Updated

Bill Clinton embraced Nelson Mandela to wild cheers at the world AIDS conference Friday and declared that the battle against AIDS must be won.

"One hundred million AIDS cases means more terror, more mercenaries, more war, destruction, and the failure of fragile democracies," Clinton said at the close of the 14th International AIDS Conference, the largest held since the meetings began in 1985.

The former U.S. and South African presidents told 15,000 scientists, care workers and activists that determination and billions of dollars for prevention and treatment programs were needed to halt the global spread of HIV, the virus that causes AIDS.

"AIDS is a war against humanity," said Mandela, who walked onstage supported by a cane and warmly embraced Clinton.

Mandela said AIDS is claiming more victims "than all wars and natural disasters" and cited the United Nations' warning that 70 million people could die in the next 20 years "unless drastic action is taken."

He called for access to HIV-fighting drugs "for all those that need it, wherever they may be in the world, regardless of whether they can afford it."

South Africa has the world's largest population infected with the virus -- 4.7 million people.

Clinton said "the horrendous march of the pandemic" could mean "more terror, more mercenaries, more war, destruction, and the failure of fragile democracies."

"We cannot lose our war against AIDS and win our battle against poverty, promote stability, advance democracy and increase peace and prosperity," Clinton said.

The former U.S. president said he and Mandela were launching a World Leaders AIDS Action Network to "raise the global commitment to end AIDS."

"I will do all I can in the United States and around the world to get more money, more action," he said.

He also held up a photo of a 4-year-old Nigerian girl born healthy because her infected parents took drugs that prevent mother-to-child HIV transmission.

"Do not give up on anyone," he said.

Clinton called on Washington to "figure out what our share is" of the yearly $10 billion that the United Nations says is needed to finance global AIDS programs. Current spending stands at about $2.8 billion.

He said America should increase its spending on AIDS by nearly $2 billion, which would amount to "less than two months of the Afghan war, less than 3 percent of the requested increase of defense and homeland security budgets."

But some experts said even $10 billion may be too little.

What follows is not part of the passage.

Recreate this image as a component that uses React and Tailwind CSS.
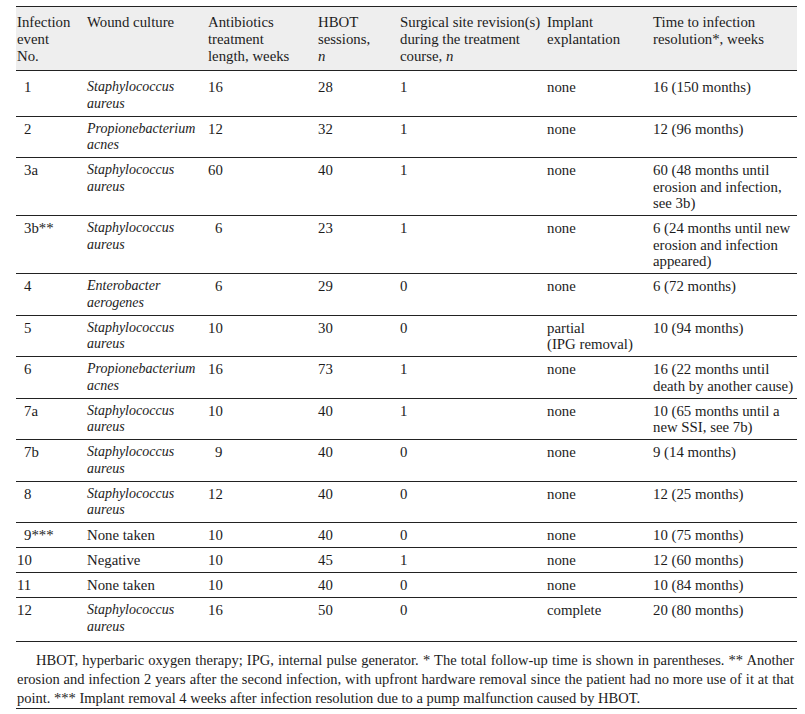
const rows = [
  { no: '1', pad: true, culture: ['Staphylococcus', 'aureus'], ab: '16', hbot: '28', rev: '1', impl: ['none'], time: ['16 (150 months)'], first: true },
  { no: '2', pad: true, culture: ['Propionebacterium', 'acnes'], ab: '12', hbot: '32', rev: '1', impl: ['none'], time: ['12 (96 months)'] },
  { no: '3a', pad: true, culture: ['Staphylococcus', 'aureus'], ab: '60', hbot: '40', rev: '1', impl: ['none'], time: ['60 (48 months until', 'erosion and infection,', 'see 3b)'] },
  { no: '3b**', pad: true, culture: ['Staphylococcus', 'aureus'], ab: '6', abPad: true, hbot: '23', rev: '1', impl: ['none'], time: ['6 (24 months until new', 'erosion and infection', 'appeared)'] },
  { no: '4', pad: true, culture: ['Enterobacter', 'aerogenes'], ab: '6', abPad: true, hbot: '29', rev: '0', impl: ['none'], time: ['6 (72 months)'] },
  { no: '5', pad: true, culture: ['Staphylococcus', 'aureus'], ab: '10', hbot: '30', rev: '0', impl: ['partial', '(IPG removal)'], time: ['10 (94 months)'] },
  { no: '6', pad: true, culture: ['Propionebacterium', 'acnes'], ab: '16', hbot: '73', rev: '1', impl: ['none'], time: ['16 (22 months until', 'death by another cause)'] },
  { no: '7a', pad: true, culture: ['Staphylococcus', 'aureus'], ab: '10', hbot: '40', rev: '1', impl: ['none'], time: ['10 (65 months until a', 'new SSI, see 7b)'] },
  { no: '7b', pad: true, culture: ['Staphylococcus', 'aureus'], ab: '9', abPad: true, hbot: '40', rev: '0', impl: ['none'], time: ['9 (14 months)'] },
  { no: '8', pad: true, culture: ['Staphylococcus', 'aureus'], ab: '12', hbot: '40', rev: '0', impl: ['none'], time: ['12 (25 months)'] },
  { no: '9***', pad: true, culture: ['None taken'], plain: true, ab: '10', hbot: '40', rev: '0', impl: ['none'], time: ['10 (75 months)'] },
  { no: '10', culture: ['Negative'], plain: true, ab: '10', hbot: '45', rev: '1', impl: ['none'], time: ['12 (60 months)'] },
  { no: '11', culture: ['None taken'], plain: true, ab: '10', hbot: '40', rev: '0', impl: ['none'], time: ['10 (84 months)'] },
  { no: '12', culture: ['Staphylococcus', 'aureus'], ab: '16', hbot: '50', rev: '0', impl: ['complete'], time: ['20 (80 months)'], last: true },
];

function Lines({ items }) {
  return items.map((t, i) => <div key={i}>{t}</div>);
}

export default function App() {
  return (
    <div className="bg-white w-[805px] h-[714px] pt-[6px] pl-4 text-[#1c1c1c]" style={{ fontFamily: '"Liberation Serif", "Times New Roman", serif' }}>
      <div className="w-[781px]">
        <table className="w-full table-fixed border-collapse text-[14.8px] leading-[16.5px]">
          <colgroup>
            <col className="w-[71px]" />
            <col className="w-[121px]" />
            <col className="w-[110px]" />
            <col className="w-[82px]" />
            <col className="w-[147px]" />
            <col className="w-[106px]" />
            <col className="w-[144px]" />
          </colgroup>
          <thead>
            <tr className="bg-[#eeeeee] border-t border-b border-[#222] align-top text-left leading-[17px]">
              <th className="font-normal pl-px pt-[7px] pb-[5px]"><Lines items={['Infection', 'event', 'No.']} /></th>
              <th className="font-normal pt-[7px]">Wound culture</th>
              <th className="font-normal pt-[7px]"><Lines items={['Antibiotics', 'treatment', 'length, weeks']} /></th>
              <th className="font-normal pt-[7px]"><Lines items={['HBOT', 'sessions,', <i key="n">n</i>]} /></th>
              <th className="font-normal pt-[7px]"><Lines items={['Surgical site revision(s)', 'during the treatment', <span key="c">course, <i>n</i></span>]} /></th>
              <th className="font-normal pt-[7px]"><Lines items={['Implant', 'explantation']} /></th>
              <th className="font-normal pt-[7px]"><Lines items={['Time to infection', 'resolution*, weeks']} /></th>
            </tr>
          </thead>
          <tbody>
            {rows.map(r => {
              const pt = r.first ? 'pt-[8px]' : 'pt-[4px]';
              const pb = r.last ? 'pb-[6px]' : 'pb-[3.5px]';
              const cell = `${pt} ${pb}`;
              return (
                <tr key={r.no} className="border-b border-[#222] align-top">
                  <td className={`${cell} ${r.pad ? 'pl-[8px]' : 'pl-px'}`}>{r.no}</td>
                  <td className={`${cell} ${r.plain ? '' : 'italic text-[14px]'}`}><Lines items={r.culture} /></td>
                  <td className={`${cell} ${r.abPad ? 'pl-[7px]' : ''}`}>{r.ab}</td>
                  <td className={cell}>{r.hbot}</td>
                  <td className={cell}>{r.rev}</td>
                  <td className={cell}><Lines items={r.impl} /></td>
                  <td className={cell}><Lines items={r.time} /></td>
                </tr>
              );
            })}
          </tbody>
        </table>
        <div className="border-b border-[#222] pt-[9px] pb-0 pl-px pr-[3px] text-[14.5px] leading-[19px] text-justify indent-[19px]">
          HBOT, hyperbaric oxygen therapy; IPG, internal pulse generator. * The total follow-up time is shown in parentheses. ** Another erosion and infection 2 years after the second infection, with upfront hardware removal since the patient had no more use of it at that point. *** Implant removal 4 weeks after infection resolution due to a pump malfunction caused by HBOT.
        </div>
      </div>
    </div>
  );
}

"Even if it were 25 billion dollars a year, it would still be peanuts," said Dr. Joep Lange, incoming president of the International AIDS Society.

The issues discussed at the weeklong conference included the need to get HIV-fighting drugs to more people and the plight of women in HIV-ravaged nations.

The expectations of widespread access to anti-AIDS drugs in poor countries were shattered by a recent U.N. report saying only 30,000 people were taking the drugs in sub-Saharan Africa, said Seth Berkley, president of the International AIDS Vaccine Initiative.

In the developing world as a whole, less than 1 percent of people infected with the AIDS virus are receiving drug treatment, according to a recent World Health Organization report.

However, 15 Caribbean nations said last week they reached a deal with major pharmaceutical companies, including some in the United States, to buy drugs for AIDS patients at discounts of up to 90 percent.

The conference also discussed the favorable results from a new drug for patients whose infections resist all current treatments. Concerns were raised by a report that one American HIV patient was infected again with a similar strain of the virus, causing a superinfection resistant to all the drugs.

There also were new findings making it even more unlikely that the virus can be eradicated from the body once it has invaded. There still is no cure and no preventive vaccine on the horizon.

New statistics also revealed the global evolution of the epidemic. Experts predicted increasing numbers of AIDS orphans, a greater proportion of the new infections occurring in young people and a shift toward the majority of infections occurring in young women.

"The sense that the epidemic has a woman's face is now everywhere felt," said Stephen Lewis, the U.N. secretary-general's special envoy on HIV and AIDS in Africa.

The next International AIDS Conference will be held in Thailand in 2004.